On Monday, I went out looking for pictures for the natural movement photo challenge. First I visited a weir near my house, and decided to shoot some infrared film to allow a long exposure. Then I called in at Arnos Vale cemetery. The photos of the headstones are quite striking – the infrared filter renders foliage as white and stone as black.

I also took some pictures at Arnos Vale with regular black & white film.

A word on my equipment. Each film was shot on a different camera and using a variety of lenses.

The pictures which appear sepia tinted were digitally split-toned to mimic selenium toning. I decided to keep the infrared pictures as straight black & white.
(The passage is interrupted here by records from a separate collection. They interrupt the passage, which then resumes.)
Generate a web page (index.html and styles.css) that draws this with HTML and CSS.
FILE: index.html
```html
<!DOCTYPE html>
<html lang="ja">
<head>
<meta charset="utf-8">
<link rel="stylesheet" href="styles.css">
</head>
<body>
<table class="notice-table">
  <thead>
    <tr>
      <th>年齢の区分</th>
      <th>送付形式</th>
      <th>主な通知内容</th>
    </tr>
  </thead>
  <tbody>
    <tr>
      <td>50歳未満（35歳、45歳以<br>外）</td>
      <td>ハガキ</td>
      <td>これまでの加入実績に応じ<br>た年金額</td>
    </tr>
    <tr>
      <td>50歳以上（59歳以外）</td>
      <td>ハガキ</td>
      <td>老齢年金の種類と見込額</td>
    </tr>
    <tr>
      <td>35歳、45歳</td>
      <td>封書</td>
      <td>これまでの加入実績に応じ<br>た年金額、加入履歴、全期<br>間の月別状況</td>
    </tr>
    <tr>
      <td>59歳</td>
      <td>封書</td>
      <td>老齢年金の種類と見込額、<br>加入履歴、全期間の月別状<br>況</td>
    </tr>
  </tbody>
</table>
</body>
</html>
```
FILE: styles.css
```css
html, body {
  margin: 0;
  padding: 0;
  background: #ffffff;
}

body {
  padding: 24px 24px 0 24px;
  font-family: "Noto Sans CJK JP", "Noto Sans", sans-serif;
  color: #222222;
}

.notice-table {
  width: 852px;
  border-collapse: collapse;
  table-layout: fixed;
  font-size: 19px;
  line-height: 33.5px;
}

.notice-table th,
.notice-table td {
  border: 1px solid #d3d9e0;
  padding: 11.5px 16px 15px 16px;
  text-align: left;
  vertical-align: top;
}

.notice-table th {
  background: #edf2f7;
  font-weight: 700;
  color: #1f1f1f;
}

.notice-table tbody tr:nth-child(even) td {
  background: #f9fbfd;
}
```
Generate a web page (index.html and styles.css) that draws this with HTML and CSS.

Getting to know the Pellix at sunset

I finally laid my hands on a camera I’ve wanted for ages – a Canon Pellix from the mid-1960s. Mine is the QL edition from 1966. It’s like most other manual focus Canon SLRs except that it has a fixed pellicle mirror, rather than a moving mirror. It diverts 1/3 of the light to the viewfinder and 2/3 to the film, so overall you lose about half a stop of exposure. To compensate for this, the standard lens for the Pellix is an FL-mount 50mm f/1.4 rather than the slightly slower f/1.8 you might usually expect.

The light meter in my Pellix doesn’t work reliably so I avoided using it at all, and used an iPhone app and my intuition for rough metering. There were a couple of glorious evenings last week so I made these exposures shortly before sunset in the nature reserve near my house, using Ilford FP4+ film.

I love the dreamy image quality from the FL 50mm f/1.4 lens. It flares easily when shooting into the sun (I deliberately was, as the sun was low in the sky) and it produces lovely bokeh when shooting wide open – for example in the picture of the hat. I love this camera and lens :)

Unlike moving-mirror SLRs, the mirror in the Pellix is in the optical path when taking a picture. The mirror in my Pellix has some scratches from where I presume a previous owner was a bit over-zealous in their cleaning. This could probably be contributing to the flare and haze too.